Good News: AP Biology Is Changing, Part Three
January 27, 2011 
In my last two posts, I described some advantages and disadvantages of the AP Biology course as it was when I taught it. Now The New York Times reports that The College Board will rid AP Biology of its impossible quantity of reading and memorizing. Instead, the course will require higher level thinking skills in both its factual and laboratory components.
The new AP Biology will require students to consider broad ideas, such as:
1) Evolution is responsible for the unity and diversity of life.
2) All living things—from microscopic, single-celled organisms to large animals, fungi, and plants—are systematic in the following ways:
a. They use energy and molecular building blocks to grow.
b. They respond to needed information.
c. They interact in complex ways.
This new course design allows teachers to pick and choose among the hundreds of pages of a biology book. Any number of topics within that book can demonstrate the same broad ideas. At the same time, students will have to think deeply to come up with the generalizations leading to and from these broad ideas. And the AP Biology final exam will no longer be a matter of strict memorization with a few essay questions. Instead, it will require deeply thoughtful experience in the course and deeply thoughtful answers to exam questions.

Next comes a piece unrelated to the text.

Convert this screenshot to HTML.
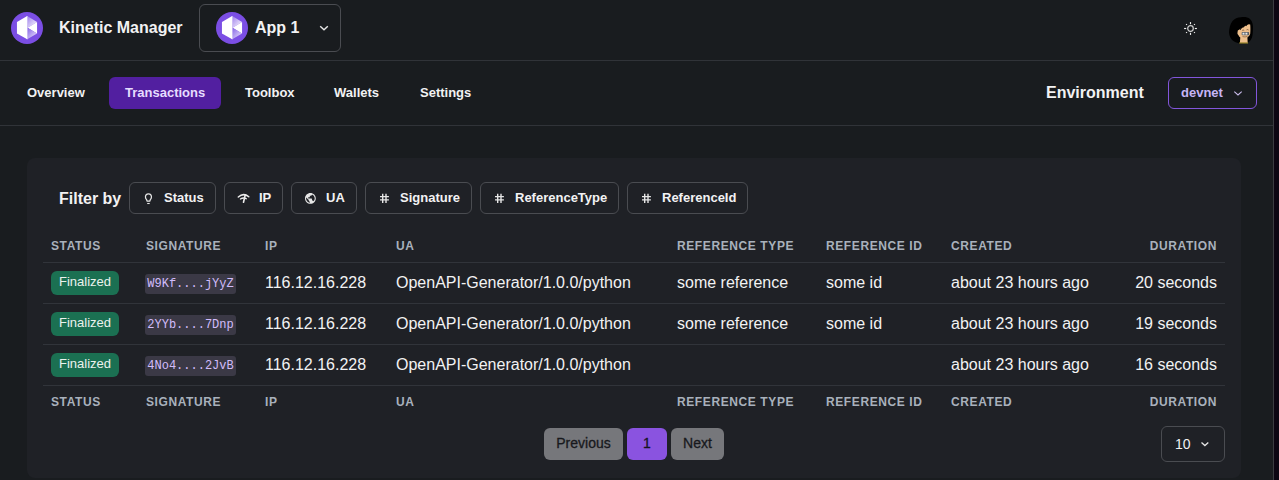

In addition, the new AP Biology will assign labs so that students can form their own hypotheses and design their own laboratory experiments to try to support these hypotheses. For instance: what factors control photosynthesis?
One of the worst faults of the AP Biology course when I was teaching it was lack of time to revise an experiment when the hypothesis was disproved. But in the newly designed course, with a lighter reading burden, there will be sufficient time for students to reinvestigate lab results: If a hypothesis is disproved, a different hypothesis and experiment may be enlightening. If a hypothesis is supported, the result might lead to a new, more detailed experiment. In other words, students will be learning and practicing real science.
And notice that the result is higher level thinking throughout. My only regret is that I am no longer teaching high school. I would love to teach the new AP Biology!